┌──

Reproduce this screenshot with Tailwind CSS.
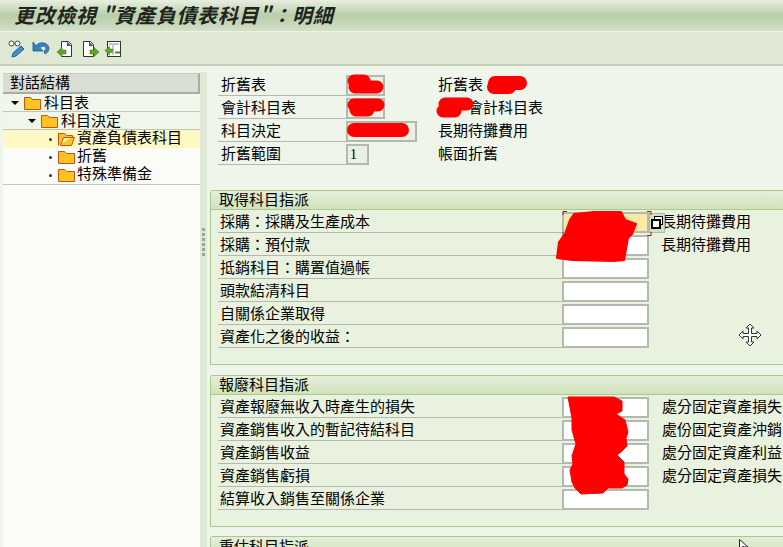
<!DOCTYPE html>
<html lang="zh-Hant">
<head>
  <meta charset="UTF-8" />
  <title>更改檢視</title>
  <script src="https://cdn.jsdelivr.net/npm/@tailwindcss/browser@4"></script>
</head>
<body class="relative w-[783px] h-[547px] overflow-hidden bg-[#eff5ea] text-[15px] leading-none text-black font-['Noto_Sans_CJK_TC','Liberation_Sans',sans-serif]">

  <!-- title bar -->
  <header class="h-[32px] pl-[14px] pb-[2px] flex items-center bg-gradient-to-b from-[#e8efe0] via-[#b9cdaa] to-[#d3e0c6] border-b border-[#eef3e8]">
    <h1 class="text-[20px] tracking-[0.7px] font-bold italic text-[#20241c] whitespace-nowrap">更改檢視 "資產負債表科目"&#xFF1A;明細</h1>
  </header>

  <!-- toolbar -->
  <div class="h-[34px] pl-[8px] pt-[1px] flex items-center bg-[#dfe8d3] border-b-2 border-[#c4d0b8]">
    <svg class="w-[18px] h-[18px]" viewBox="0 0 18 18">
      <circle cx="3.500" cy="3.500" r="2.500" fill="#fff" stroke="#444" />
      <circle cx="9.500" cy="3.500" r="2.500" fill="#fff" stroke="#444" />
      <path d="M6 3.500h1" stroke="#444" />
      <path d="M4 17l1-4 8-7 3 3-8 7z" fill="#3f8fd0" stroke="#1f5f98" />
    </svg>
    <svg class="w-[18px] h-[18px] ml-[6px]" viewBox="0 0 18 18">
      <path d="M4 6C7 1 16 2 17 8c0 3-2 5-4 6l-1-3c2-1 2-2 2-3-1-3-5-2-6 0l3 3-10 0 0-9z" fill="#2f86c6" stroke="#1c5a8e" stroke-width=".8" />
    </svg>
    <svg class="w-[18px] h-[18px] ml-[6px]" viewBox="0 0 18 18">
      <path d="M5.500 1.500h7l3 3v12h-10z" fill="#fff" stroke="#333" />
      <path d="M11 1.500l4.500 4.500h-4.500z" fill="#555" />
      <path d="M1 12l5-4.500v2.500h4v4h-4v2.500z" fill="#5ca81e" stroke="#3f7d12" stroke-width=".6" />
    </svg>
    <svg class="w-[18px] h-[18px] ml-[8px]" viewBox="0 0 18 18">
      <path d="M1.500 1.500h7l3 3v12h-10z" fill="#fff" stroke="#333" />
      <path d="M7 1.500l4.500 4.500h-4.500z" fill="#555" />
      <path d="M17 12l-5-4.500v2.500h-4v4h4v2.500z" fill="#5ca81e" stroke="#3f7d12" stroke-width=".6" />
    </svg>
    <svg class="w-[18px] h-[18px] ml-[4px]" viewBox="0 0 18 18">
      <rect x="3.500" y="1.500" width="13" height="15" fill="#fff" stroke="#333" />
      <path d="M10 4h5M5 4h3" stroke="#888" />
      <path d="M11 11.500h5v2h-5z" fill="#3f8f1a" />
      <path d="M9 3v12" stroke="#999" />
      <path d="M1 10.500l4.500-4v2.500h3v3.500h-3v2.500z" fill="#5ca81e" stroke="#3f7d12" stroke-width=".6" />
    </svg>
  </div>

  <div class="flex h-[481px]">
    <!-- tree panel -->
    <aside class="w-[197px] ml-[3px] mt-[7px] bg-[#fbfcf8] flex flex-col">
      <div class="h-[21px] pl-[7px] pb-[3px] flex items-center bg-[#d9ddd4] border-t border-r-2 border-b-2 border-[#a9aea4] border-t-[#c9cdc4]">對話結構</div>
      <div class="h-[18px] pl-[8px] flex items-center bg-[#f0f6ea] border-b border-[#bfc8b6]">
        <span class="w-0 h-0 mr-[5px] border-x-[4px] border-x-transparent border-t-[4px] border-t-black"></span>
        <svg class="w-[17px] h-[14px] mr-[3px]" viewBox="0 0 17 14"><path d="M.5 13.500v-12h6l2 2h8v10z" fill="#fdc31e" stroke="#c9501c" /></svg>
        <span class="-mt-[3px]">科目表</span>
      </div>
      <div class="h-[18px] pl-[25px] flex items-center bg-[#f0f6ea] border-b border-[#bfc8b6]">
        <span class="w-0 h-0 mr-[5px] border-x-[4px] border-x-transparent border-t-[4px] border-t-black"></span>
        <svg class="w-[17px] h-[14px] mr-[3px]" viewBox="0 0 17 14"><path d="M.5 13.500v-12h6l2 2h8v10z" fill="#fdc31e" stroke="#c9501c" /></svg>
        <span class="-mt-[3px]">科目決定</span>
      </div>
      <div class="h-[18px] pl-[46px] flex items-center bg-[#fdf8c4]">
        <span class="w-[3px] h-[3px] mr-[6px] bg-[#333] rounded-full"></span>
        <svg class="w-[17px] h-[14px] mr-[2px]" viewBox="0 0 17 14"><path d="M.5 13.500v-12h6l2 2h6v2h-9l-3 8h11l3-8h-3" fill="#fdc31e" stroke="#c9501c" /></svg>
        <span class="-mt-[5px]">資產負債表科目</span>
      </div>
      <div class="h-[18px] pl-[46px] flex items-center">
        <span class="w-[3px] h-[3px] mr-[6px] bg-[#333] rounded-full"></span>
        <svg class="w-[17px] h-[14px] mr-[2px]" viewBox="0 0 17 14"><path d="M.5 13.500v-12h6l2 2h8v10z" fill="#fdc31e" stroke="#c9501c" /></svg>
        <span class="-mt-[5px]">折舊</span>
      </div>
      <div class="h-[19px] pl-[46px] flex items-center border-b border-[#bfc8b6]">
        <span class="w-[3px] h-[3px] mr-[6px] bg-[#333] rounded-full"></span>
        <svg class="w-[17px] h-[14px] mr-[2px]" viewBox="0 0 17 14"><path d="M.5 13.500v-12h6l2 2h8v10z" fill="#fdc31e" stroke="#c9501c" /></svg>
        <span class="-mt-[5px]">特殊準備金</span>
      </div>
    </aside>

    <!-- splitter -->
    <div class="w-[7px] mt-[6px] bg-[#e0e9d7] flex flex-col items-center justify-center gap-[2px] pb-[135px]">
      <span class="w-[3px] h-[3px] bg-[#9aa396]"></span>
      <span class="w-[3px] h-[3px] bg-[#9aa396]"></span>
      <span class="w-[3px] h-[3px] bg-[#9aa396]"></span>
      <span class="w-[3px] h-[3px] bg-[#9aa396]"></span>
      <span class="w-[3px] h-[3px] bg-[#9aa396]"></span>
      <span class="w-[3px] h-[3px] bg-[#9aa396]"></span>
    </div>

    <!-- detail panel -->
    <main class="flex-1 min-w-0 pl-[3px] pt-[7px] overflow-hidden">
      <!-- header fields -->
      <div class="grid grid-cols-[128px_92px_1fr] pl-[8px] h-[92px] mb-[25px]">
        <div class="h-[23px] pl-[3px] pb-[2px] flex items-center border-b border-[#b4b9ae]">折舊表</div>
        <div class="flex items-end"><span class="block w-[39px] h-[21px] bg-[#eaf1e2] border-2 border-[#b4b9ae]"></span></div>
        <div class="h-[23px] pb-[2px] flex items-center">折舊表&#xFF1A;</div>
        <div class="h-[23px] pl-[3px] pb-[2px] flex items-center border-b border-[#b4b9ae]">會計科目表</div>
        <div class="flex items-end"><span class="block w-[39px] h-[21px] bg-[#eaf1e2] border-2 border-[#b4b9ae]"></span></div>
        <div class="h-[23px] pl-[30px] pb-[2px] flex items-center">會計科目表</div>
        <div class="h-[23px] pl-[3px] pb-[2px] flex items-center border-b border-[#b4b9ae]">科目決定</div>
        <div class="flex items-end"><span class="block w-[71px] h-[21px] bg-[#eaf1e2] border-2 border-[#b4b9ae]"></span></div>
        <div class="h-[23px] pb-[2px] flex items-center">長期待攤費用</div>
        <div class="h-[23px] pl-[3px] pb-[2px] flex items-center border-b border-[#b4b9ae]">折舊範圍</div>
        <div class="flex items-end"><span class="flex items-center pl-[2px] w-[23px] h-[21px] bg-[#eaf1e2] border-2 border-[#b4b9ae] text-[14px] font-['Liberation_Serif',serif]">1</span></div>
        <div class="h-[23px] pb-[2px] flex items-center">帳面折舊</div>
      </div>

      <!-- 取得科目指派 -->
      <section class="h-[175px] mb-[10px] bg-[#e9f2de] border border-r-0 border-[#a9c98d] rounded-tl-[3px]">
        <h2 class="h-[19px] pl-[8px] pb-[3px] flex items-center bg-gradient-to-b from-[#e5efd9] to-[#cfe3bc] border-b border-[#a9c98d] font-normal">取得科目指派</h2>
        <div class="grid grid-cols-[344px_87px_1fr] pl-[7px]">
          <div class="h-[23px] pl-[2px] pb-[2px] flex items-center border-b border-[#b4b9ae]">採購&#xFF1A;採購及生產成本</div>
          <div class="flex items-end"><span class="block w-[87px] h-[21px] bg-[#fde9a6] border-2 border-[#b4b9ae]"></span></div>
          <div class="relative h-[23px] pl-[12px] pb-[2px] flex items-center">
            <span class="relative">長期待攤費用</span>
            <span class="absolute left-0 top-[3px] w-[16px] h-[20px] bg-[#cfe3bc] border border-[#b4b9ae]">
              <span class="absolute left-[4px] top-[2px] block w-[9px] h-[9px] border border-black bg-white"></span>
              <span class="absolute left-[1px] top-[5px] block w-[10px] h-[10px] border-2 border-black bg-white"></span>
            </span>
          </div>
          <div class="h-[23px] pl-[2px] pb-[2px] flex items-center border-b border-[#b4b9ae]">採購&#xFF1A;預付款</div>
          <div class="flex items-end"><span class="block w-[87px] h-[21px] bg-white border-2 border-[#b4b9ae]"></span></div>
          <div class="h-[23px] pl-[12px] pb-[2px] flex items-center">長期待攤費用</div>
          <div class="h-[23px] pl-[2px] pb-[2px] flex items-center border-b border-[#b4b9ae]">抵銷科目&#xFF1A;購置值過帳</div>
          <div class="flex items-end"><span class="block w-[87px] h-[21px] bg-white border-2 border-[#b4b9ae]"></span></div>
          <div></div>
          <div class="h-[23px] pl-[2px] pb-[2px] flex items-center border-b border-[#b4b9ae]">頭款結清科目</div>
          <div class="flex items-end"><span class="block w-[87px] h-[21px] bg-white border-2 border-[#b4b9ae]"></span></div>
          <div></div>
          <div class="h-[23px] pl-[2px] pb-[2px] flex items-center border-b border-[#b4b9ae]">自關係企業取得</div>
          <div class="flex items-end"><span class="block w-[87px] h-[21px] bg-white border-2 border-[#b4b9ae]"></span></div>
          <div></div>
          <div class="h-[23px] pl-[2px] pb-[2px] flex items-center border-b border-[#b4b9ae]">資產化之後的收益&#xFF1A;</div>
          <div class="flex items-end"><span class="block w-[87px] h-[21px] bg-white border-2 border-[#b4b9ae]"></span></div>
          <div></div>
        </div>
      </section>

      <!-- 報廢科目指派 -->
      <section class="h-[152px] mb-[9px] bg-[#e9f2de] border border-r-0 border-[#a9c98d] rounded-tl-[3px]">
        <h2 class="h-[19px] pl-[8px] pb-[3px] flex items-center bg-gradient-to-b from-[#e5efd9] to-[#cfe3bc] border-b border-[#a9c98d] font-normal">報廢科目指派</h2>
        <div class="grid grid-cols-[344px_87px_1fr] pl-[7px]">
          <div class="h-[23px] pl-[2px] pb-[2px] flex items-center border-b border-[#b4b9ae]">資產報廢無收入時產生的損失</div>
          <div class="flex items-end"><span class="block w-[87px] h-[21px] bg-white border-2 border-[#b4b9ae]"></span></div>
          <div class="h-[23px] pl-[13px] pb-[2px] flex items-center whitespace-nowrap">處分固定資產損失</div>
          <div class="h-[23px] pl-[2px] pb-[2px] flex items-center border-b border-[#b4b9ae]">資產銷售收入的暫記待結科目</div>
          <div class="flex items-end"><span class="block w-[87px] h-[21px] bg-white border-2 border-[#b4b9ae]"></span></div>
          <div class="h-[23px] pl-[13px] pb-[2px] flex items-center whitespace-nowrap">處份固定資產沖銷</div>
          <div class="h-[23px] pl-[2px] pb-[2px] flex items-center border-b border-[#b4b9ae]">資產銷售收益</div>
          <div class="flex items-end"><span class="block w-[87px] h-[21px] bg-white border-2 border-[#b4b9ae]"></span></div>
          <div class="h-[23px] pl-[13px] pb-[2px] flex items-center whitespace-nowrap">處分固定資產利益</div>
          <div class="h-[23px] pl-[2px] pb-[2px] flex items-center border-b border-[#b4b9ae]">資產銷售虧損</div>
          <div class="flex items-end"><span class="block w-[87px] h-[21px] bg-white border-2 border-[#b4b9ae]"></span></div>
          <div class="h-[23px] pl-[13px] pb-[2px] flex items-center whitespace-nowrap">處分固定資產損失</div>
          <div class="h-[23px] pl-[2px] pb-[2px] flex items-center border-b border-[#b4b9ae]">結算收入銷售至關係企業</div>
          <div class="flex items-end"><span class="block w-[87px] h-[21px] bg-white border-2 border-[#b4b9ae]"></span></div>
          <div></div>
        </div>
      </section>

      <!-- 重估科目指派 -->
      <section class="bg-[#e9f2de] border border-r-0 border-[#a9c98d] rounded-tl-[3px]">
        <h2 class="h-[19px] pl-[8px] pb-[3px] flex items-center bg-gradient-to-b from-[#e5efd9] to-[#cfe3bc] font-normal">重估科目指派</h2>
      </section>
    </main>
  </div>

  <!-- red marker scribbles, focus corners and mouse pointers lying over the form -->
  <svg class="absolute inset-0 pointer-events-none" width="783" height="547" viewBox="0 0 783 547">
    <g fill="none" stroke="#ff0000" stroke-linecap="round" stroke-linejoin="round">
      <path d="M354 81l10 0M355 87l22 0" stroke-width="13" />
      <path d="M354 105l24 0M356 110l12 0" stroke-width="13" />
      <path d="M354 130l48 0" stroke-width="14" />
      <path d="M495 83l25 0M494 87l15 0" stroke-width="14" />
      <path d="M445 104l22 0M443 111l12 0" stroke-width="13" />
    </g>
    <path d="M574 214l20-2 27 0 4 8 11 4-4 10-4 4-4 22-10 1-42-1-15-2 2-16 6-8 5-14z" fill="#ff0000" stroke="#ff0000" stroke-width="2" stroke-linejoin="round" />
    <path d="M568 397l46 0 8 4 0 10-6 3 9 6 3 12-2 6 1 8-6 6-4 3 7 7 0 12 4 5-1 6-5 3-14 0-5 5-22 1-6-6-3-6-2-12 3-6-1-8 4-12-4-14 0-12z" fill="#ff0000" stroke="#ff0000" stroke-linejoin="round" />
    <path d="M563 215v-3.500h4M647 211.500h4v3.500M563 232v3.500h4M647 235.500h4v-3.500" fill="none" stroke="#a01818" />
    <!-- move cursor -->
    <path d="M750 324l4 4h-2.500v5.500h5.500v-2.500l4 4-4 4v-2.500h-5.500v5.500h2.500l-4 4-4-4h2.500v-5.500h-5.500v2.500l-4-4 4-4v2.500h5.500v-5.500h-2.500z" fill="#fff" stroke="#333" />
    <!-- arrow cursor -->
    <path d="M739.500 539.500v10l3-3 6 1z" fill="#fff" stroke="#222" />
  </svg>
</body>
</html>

└──

(Task goal):
Skip the pictures and restate exactly the lines from the beginning of the listing to the line with "w-[783px] h-[547px] overflow-hidden", that line included.

(Solution for this task):
Reproduce this screenshot with Tailwind CSS.
<!DOCTYPE html>
<html lang="zh-Hant">
<head>
  <meta charset="UTF-8" />
  <title>更改檢視</title>
  <script src="https://cdn.jsdelivr.net/npm/@tailwindcss/browser@4"></script>
</head>
<body class="relative w-[783px] h-[547px] overflow-hidden bg-[#eff5ea] text-[15px] leading-none text-black font-['Noto_Sans_CJK_TC','Liberation_Sans',sans-serif]">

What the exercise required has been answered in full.